Bangladesh’s dream of ‘golden Bangla’ is also India’s dream: High commissioner

High Commissioner Harsh Vardhan Shringla has said that India shares Bangladesh’s development dream and is ready to help in all aspects.

Senior Correspondentbdnews24.com
Published : 20 March 2017, 03:30 PM
Updated : 20 March 2017, 05:41 PM

“Your dream of golden Bangla is also our dream too,” he said on Monday, ahead of Prime Minister Sheikh Hasina’s 3-day “state visit” to New Delhi due to begin on Apr 7. 

“We will always remain as each other’s good neighbour,” he said, speaking before the professionals who have either trained up or studied in India under the Indian government’s Technical and Economic Cooperation (ITEC) and Indian Council for Cultural Relations (ICCR) programmes.

The Indian High Commission in Dhaka organised the event marking the ITEC and ICCR Day with Planning Minister AHM Mustafa Kamal as the chief guest.

Hasina will pay the state visit seven years after her last visit in Jan 2010 and two years after Narendra Modi’s visit to Bangladesh in June 2015. The two leaders will hold official talks in New Delhi on Apr 8.

Announcing the visit, the two countries earlier said the visit was expected “to further expand the cordial and cooperative relationship between India and Bangladesh and build on the strong ties of friendship and trust between the two leaders”.

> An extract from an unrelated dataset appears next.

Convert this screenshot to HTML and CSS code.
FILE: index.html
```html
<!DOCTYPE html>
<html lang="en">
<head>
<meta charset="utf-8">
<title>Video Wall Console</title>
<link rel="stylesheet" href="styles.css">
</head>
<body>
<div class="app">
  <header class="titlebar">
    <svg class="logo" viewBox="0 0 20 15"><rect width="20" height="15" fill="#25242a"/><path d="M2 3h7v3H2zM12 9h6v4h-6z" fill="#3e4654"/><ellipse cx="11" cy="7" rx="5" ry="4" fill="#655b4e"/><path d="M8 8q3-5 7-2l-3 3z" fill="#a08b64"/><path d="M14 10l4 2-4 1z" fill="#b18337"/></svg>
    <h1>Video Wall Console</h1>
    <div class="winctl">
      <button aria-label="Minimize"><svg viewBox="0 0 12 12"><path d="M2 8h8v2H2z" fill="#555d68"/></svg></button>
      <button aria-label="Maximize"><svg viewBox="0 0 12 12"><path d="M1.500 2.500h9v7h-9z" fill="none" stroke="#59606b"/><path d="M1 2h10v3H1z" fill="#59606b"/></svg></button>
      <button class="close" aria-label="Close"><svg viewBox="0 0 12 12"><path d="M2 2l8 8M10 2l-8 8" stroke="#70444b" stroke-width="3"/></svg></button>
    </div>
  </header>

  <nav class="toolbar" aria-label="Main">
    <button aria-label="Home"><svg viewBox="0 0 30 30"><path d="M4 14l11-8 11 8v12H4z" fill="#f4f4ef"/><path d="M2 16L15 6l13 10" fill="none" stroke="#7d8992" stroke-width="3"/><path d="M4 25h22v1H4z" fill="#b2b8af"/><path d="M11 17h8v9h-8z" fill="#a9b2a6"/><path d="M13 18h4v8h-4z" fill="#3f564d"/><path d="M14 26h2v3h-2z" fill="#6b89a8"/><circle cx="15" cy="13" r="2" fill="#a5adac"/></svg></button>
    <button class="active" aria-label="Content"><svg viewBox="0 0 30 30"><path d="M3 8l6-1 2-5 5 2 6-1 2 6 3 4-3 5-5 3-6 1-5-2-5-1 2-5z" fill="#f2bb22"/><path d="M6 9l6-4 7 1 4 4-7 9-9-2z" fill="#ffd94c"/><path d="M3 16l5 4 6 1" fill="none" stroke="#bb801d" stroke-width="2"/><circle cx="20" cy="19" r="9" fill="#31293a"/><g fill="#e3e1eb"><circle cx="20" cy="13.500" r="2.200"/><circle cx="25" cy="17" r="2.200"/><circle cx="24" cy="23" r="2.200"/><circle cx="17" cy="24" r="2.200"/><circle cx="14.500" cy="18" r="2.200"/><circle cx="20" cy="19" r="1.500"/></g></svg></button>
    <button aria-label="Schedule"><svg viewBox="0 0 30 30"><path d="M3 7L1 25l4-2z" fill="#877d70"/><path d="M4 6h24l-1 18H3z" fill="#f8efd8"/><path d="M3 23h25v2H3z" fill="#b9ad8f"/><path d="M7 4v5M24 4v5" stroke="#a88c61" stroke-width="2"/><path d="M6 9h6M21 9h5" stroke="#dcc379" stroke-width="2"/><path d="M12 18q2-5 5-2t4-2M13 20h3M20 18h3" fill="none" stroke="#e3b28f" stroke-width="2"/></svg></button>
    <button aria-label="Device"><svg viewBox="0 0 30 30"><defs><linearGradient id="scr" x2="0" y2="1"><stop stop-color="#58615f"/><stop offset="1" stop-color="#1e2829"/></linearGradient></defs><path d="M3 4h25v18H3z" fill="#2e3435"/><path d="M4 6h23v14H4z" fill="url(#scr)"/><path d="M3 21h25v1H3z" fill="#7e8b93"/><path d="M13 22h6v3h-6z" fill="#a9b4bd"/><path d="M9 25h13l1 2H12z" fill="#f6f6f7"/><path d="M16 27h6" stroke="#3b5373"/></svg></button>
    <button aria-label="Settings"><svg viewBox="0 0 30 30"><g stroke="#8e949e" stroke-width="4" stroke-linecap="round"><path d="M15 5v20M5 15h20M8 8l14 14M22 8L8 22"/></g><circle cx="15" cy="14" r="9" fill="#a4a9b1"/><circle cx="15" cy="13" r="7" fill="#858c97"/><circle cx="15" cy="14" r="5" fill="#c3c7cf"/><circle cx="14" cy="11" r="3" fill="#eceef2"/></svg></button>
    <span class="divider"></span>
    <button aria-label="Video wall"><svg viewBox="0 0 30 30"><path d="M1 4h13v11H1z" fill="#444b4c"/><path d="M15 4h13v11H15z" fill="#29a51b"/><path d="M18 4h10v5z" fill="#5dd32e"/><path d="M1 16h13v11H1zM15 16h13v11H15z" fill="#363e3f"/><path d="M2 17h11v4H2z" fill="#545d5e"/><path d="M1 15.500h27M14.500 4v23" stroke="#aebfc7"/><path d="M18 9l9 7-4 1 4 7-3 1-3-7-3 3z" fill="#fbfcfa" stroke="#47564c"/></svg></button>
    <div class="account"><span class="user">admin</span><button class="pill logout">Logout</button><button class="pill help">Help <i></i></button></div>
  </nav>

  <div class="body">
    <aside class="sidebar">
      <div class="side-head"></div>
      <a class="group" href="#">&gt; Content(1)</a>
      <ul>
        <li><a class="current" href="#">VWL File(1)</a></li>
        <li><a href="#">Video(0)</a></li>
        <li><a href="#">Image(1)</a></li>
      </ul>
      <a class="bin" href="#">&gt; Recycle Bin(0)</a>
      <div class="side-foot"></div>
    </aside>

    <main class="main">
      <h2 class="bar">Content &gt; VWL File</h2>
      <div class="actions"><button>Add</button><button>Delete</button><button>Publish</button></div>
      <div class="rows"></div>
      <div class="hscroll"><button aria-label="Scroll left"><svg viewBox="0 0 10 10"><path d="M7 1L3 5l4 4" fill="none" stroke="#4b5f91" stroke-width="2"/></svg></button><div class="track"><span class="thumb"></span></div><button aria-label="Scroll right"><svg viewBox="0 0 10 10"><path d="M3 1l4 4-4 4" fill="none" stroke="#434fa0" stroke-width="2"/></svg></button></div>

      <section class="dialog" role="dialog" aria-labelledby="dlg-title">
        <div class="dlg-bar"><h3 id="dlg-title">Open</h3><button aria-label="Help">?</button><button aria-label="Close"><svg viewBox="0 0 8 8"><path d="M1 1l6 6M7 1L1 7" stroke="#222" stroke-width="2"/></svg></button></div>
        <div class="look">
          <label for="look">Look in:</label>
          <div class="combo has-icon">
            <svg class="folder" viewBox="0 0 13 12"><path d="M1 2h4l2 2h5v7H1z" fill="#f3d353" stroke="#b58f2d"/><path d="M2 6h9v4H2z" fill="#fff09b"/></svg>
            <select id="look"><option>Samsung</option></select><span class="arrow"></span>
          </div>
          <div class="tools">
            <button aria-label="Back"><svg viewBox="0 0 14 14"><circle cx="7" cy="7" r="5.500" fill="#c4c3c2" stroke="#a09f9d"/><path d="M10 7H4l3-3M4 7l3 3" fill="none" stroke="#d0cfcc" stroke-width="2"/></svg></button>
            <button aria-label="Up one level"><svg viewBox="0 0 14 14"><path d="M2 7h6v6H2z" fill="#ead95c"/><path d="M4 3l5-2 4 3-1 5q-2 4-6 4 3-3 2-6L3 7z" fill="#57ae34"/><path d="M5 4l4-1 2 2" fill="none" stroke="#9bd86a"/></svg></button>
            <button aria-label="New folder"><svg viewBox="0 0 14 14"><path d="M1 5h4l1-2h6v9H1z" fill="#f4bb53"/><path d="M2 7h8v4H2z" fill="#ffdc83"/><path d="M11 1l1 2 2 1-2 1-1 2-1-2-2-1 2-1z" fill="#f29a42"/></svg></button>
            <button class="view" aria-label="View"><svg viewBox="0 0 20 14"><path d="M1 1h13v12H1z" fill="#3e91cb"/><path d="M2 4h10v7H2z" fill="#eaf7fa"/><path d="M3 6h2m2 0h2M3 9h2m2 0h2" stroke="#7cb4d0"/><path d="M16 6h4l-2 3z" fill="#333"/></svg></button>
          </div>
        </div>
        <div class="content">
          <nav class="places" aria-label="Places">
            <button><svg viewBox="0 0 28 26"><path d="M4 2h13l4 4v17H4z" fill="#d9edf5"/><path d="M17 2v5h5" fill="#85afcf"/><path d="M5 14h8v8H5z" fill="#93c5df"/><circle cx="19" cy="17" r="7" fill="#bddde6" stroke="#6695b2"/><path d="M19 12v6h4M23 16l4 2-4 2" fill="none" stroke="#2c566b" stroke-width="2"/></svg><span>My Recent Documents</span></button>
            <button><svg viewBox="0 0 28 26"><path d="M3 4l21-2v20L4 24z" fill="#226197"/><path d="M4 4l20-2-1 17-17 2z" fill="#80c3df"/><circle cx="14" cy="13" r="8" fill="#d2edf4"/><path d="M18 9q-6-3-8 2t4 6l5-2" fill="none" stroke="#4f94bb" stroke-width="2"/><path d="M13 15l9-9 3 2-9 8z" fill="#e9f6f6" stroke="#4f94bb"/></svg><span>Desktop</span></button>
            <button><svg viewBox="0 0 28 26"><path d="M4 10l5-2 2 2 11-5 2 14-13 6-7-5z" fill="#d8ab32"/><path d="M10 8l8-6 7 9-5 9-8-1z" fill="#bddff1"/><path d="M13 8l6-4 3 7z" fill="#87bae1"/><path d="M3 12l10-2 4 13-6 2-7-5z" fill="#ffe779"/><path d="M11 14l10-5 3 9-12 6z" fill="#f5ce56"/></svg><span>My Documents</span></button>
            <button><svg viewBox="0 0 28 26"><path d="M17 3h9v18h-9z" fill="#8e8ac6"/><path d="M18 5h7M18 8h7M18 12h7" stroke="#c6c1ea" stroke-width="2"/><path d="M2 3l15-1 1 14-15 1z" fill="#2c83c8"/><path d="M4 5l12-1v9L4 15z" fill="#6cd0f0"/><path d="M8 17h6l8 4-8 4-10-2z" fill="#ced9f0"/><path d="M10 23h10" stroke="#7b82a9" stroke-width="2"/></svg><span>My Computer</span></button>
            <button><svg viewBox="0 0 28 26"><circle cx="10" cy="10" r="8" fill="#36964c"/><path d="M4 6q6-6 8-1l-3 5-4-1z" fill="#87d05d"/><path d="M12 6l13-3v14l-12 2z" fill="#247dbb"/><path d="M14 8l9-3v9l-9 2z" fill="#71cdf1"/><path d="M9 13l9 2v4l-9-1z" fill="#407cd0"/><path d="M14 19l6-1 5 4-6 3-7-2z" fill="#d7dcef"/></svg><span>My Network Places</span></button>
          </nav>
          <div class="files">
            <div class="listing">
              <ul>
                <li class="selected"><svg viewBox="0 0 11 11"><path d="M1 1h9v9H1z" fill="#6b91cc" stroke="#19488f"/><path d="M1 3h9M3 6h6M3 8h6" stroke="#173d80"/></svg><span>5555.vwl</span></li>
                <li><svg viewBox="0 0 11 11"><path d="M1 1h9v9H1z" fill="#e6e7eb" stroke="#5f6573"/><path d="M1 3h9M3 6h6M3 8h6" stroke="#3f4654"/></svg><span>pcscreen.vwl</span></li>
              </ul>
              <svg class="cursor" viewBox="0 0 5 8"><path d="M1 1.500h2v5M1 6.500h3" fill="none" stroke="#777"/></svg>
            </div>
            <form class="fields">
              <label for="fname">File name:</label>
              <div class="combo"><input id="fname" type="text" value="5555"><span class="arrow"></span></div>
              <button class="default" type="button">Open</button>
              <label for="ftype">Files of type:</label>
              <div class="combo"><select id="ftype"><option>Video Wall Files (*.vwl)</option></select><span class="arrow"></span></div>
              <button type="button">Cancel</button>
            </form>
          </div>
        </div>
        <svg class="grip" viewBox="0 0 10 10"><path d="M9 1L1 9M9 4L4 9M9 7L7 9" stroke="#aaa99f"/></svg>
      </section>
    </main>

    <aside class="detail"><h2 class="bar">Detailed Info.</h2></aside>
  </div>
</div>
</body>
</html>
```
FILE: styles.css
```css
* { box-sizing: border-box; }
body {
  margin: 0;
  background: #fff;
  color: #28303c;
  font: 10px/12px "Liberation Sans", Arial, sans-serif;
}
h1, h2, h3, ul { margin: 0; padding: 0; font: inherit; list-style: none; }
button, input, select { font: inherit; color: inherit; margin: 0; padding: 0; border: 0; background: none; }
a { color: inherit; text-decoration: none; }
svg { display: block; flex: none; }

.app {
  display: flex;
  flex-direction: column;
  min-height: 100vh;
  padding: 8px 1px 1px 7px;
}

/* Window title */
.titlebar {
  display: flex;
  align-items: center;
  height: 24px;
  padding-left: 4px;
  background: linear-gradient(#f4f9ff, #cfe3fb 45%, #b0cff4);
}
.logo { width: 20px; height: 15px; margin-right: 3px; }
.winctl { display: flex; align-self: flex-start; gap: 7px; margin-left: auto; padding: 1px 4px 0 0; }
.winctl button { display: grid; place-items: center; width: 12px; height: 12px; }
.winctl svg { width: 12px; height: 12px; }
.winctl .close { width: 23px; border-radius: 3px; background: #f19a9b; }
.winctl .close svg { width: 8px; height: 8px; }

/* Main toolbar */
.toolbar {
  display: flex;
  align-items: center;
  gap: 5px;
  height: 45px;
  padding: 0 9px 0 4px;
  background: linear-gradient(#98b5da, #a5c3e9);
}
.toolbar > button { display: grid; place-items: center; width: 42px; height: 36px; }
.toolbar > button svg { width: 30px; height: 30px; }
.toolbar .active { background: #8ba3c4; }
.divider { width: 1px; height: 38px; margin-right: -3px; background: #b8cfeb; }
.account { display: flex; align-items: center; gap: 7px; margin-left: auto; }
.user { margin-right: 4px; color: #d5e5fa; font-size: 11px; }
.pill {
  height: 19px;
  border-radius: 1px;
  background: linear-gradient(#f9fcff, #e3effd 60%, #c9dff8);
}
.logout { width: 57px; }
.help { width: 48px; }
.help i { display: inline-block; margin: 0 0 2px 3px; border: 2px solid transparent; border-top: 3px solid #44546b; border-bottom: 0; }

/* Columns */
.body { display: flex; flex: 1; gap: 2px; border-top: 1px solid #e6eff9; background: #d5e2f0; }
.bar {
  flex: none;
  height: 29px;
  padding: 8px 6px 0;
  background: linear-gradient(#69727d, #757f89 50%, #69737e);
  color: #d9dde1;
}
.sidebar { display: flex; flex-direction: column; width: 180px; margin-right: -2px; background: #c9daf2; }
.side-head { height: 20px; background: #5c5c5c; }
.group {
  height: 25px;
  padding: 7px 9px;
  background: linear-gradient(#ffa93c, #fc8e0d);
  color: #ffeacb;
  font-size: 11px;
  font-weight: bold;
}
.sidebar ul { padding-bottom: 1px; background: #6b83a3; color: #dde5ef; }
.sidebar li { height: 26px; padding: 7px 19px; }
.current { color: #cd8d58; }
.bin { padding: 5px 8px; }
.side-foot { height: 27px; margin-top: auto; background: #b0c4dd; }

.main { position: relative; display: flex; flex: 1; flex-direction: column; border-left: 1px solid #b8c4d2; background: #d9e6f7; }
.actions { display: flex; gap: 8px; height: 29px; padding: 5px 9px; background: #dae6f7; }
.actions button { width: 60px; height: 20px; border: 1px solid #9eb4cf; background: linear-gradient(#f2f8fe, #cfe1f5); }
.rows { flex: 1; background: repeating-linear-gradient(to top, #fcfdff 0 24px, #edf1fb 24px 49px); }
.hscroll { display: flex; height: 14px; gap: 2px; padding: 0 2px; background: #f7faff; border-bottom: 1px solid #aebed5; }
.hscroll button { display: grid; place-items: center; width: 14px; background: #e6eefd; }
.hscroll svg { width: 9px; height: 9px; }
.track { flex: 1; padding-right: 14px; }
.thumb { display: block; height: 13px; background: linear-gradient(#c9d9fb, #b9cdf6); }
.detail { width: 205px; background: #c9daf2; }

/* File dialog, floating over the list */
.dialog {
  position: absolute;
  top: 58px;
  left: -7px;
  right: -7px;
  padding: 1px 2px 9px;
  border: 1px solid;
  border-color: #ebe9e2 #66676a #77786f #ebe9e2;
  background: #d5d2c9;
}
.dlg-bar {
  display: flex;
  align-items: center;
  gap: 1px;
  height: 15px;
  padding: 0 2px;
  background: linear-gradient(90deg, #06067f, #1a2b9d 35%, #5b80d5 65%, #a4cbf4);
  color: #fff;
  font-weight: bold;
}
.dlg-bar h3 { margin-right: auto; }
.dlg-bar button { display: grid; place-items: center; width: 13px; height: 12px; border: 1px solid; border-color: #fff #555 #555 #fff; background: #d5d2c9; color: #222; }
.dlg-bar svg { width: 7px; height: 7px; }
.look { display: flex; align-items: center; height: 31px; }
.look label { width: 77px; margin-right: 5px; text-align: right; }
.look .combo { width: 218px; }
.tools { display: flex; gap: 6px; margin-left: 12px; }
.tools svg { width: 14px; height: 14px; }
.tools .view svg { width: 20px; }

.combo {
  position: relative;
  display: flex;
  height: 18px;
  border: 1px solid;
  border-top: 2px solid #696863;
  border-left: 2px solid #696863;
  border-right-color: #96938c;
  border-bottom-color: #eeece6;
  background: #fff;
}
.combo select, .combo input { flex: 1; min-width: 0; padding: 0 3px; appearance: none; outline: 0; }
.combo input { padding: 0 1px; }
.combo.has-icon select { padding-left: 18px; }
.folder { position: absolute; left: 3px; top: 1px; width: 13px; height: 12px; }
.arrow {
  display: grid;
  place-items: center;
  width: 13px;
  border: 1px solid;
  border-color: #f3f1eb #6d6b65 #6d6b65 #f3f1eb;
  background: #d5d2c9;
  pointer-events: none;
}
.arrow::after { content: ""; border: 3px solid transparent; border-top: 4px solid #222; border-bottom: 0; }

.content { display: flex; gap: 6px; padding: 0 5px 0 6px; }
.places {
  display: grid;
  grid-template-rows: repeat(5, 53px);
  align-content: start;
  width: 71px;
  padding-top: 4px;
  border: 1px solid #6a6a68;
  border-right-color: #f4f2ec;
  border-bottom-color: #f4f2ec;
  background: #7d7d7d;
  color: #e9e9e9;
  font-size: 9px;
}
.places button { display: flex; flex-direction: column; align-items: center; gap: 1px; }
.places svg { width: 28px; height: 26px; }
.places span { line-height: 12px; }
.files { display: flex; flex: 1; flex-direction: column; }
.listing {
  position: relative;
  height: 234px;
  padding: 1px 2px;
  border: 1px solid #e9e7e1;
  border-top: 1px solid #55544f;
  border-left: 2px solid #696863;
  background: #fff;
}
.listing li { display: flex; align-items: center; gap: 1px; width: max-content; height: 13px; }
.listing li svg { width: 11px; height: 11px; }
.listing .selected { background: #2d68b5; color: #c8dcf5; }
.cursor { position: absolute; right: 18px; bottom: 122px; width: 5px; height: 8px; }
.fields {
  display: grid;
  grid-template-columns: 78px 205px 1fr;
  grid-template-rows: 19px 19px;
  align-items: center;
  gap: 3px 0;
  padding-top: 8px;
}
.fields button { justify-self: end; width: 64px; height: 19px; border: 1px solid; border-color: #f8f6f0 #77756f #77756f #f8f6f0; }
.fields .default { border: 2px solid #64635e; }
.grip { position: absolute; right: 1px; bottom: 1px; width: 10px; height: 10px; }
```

“We are looking very much forward to the prime minister’s visit,” the High Commissioner said.

“Earlier, we were neighbours, today we are together,” he said, referring to Narendra Modi’s comment during his visit in 2015.

Referring to the recent visit of 20 newly inducted Indian Foreign Service officers in Dhaka, he said they came as part of the familiarisation programme in Bangladesh.

“We felt that this is the best example of friendship and partnership that we have with our own neighbourhood with the country with whom we share a 4,000-kilometre border,” he said.

ITEC & ICCR scholars act as a bridge

The ITEC Programme was instituted in 1964 as part of India’s Development

Assistance Programme within the framework of the Indian Technical and Economic Cooperation and the South-South cooperative strategy, offering developing countries the benefit of India’s development experience and appropriate technologies.

Every year more than 10,000 training slots are offered to 161 partner countries for training courses in various areas of Accounts, Audit, Management, SME, Rural Development, and Parliamentary Affairs, among others.

Over 2,600 young Bangladeshi professionals have undergone such specialised short and medium term courses in India under the ITEC programme since 2007.

Since 1972, the Indian government has been offering academic scholarships to students from Bangladesh through the ICCR.

These ICCR scholarships are granted at all levels from undergraduate to post-doctoral levels in all disciplines, except medicine.

So far, over 3,000 meritorious Bangladeshi students have been granted ICCR Scholarships to study in India. They are all well established in their chosen fields in Bangladesh and beyond.

The High Commissioner said these scholarships enable Bangladeshi nationals to study in premier institutions and universities all over India, including in West Bengal, New Delhi, Bangalore, Pune and Chennai.

Students hailing from all parts of Bangladesh from the public as well as private educational institutions have benefitted from the prestigious ICCR scholarships, he said.

“They are well established in all walks of life in Bangladesh and abroad, including government, academia, culture and sports”.

“They act as a bridge between India and Bangladesh relations,” he said.

More than 500 such alumni from all walks of life attended the event.